The return value of read_directory_recursive is the maximum path_treatment
of all files and sub-directories. In the check_only case, abort when we've
reached the most significant value (path_untracked).

Signed-off-by: Karsten Blees <blees@xxxxxxx>
---
 dir.c | 146 +++++++++++++++++++++++++++++++++---------------------------------
 1 file changed, 72 insertions(+), 74 deletions(-)

diff --git a/dir.c b/dir.c
index 5ae5722..5770ed4 100644
--- a/dir.c
+++ b/dir.c
@@ -17,7 +17,21 @@ struct path_simplify {
 	const char *path;
 };
 
-static int read_directory_recursive(struct dir_struct *dir, const char *path, int len,
+/*
+ * Tells read_directory_recursive how a file or directory should be treated.

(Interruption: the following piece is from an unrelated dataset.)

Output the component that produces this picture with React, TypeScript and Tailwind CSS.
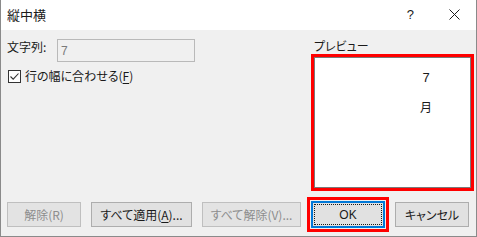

+ * Values are ordered by significance, e.g. if a directory contains both
+ * excluded and untracked files, it is listed as untracked because
+ * path_untracked > path_excluded.
+ */
+enum path_treatment {
+	path_none = 0,
+	path_recurse,
+	path_excluded,
+	path_untracked
+};
+
+static enum path_treatment read_directory_recursive(struct dir_struct *dir,
+	const char *path, int len,
 	int check_only, const struct path_simplify *simplify);
 static int get_dtype(struct dirent *de, const char *path, int len);
 
@@ -958,35 +972,26 @@ static enum exist_status directory_exists_in_index(const char *dirname, int len)
  *
  *  (a) if "show_other_directories" is true, we show it as
  *      just a directory, unless "hide_empty_directories" is
- *      also true and the directory is empty, in which case
- *      we just ignore it entirely.
- *      if we are looking for ignored directories, look if it
- *      contains only ignored files to decide if it must be shown as
- *      ignored or not.
+ *      also true, in which case we need to check if it contains any
+ *      untracked and / or ignored files.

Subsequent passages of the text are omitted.